Tally the lines holding "index" and state only that figure.

Begin

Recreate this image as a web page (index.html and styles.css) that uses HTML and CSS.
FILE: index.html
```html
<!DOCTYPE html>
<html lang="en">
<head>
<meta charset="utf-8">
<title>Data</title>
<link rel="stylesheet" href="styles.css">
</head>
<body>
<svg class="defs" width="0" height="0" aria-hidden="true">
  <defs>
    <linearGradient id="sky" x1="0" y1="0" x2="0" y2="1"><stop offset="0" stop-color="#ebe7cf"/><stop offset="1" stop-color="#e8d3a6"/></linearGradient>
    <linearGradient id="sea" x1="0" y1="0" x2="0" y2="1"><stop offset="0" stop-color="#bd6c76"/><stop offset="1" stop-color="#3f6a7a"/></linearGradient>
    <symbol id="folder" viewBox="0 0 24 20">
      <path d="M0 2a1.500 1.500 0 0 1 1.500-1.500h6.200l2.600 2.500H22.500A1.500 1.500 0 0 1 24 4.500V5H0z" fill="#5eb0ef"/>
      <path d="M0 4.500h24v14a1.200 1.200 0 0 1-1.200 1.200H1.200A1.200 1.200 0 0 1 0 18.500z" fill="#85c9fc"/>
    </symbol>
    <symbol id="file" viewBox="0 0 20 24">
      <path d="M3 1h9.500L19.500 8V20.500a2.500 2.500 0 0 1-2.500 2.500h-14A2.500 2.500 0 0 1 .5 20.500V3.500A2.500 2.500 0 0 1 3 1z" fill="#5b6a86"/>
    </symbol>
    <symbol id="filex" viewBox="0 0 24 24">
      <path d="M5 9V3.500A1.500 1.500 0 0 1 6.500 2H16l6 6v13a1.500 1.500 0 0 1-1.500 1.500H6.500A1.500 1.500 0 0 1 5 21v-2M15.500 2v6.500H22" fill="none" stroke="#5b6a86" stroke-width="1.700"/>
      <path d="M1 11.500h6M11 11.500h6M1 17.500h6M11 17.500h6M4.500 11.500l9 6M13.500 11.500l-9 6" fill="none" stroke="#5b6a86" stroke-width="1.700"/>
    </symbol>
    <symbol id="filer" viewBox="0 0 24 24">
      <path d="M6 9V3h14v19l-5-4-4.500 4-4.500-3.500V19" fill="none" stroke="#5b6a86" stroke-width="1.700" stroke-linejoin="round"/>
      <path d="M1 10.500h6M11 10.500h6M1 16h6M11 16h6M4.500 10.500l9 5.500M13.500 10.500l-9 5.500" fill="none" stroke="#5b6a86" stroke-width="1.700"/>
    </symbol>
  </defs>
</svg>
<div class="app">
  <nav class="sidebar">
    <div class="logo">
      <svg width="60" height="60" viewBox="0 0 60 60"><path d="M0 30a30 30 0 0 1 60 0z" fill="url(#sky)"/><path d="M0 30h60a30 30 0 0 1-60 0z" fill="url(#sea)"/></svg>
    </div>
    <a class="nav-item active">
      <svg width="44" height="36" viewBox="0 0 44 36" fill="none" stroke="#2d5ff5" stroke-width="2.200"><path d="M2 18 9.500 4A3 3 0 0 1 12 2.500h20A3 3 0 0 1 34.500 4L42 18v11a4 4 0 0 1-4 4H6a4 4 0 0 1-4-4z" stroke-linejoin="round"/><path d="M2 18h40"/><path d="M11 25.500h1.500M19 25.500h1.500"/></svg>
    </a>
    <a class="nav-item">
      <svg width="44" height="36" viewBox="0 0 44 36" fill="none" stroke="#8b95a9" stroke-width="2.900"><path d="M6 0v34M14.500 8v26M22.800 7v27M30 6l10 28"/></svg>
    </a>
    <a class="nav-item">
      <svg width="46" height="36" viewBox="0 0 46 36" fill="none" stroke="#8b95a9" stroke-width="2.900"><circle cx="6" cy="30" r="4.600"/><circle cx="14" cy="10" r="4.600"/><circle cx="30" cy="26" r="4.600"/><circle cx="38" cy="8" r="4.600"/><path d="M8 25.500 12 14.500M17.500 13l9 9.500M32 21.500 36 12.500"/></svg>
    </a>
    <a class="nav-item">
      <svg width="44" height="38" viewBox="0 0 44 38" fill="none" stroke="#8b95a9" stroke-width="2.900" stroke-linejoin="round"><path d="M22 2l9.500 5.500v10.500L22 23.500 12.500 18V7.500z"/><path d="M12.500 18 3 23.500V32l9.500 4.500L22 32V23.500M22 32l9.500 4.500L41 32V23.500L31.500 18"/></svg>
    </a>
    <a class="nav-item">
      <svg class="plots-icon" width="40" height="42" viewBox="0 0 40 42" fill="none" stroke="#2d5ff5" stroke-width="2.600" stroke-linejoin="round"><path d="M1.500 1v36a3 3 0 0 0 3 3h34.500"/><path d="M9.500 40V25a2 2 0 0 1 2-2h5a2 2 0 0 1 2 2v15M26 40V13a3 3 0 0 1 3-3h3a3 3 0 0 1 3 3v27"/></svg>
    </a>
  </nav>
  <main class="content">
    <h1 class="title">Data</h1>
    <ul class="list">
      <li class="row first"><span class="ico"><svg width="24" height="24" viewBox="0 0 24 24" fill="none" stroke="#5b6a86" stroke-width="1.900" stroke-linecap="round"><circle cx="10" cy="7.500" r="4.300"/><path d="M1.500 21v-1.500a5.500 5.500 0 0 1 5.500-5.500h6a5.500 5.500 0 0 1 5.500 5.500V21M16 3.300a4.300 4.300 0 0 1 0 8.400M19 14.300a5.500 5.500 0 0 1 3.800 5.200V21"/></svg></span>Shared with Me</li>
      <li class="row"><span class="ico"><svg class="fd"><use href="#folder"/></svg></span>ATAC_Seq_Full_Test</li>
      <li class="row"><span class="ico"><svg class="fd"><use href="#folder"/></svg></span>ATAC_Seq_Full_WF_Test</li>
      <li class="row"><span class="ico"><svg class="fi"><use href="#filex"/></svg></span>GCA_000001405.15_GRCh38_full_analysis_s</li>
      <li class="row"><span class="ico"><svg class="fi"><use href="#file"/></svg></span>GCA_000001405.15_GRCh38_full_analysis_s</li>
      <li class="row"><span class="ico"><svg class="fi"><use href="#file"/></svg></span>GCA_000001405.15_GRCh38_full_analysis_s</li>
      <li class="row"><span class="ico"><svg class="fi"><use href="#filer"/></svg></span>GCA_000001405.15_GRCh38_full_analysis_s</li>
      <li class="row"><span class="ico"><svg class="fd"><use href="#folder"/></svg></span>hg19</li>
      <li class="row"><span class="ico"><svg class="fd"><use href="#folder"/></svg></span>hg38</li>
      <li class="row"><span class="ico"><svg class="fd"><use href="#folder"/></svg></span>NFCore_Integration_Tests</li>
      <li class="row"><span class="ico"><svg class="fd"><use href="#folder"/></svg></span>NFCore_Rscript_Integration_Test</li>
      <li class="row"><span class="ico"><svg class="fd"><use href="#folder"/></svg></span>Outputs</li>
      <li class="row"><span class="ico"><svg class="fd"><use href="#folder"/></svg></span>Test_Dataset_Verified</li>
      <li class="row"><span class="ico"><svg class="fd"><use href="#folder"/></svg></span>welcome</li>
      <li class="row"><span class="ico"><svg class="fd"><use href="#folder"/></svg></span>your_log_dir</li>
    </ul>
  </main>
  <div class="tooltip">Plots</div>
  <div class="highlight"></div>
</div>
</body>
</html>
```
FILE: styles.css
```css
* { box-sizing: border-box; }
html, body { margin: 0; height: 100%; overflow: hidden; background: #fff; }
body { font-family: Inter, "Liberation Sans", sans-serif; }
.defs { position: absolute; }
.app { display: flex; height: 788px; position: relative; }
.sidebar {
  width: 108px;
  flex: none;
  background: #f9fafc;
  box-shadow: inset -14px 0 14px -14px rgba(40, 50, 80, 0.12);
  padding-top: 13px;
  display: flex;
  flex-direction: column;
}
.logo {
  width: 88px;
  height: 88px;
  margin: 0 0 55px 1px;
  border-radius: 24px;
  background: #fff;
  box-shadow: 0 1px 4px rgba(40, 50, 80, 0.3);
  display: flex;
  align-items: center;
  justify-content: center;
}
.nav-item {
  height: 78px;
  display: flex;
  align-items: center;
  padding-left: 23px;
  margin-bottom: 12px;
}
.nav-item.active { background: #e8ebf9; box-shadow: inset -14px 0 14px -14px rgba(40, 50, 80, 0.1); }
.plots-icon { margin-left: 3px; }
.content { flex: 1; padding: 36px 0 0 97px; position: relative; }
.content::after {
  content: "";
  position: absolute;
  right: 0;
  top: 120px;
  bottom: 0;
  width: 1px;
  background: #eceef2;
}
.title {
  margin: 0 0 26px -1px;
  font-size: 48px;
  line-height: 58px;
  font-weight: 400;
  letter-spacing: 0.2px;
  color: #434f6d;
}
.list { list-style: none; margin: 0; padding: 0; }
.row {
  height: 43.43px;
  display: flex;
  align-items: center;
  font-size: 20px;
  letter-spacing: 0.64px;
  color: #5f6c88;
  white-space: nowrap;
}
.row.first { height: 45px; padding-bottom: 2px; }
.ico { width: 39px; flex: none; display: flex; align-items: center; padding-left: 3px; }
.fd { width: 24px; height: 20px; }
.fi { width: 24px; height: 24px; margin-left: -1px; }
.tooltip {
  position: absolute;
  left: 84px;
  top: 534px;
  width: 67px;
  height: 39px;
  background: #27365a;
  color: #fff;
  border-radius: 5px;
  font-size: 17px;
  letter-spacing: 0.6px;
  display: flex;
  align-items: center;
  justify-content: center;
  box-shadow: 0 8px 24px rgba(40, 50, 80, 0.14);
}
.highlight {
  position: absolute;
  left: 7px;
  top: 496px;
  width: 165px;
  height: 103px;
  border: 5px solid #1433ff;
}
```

End

RESPONSE TO THE TASK | 2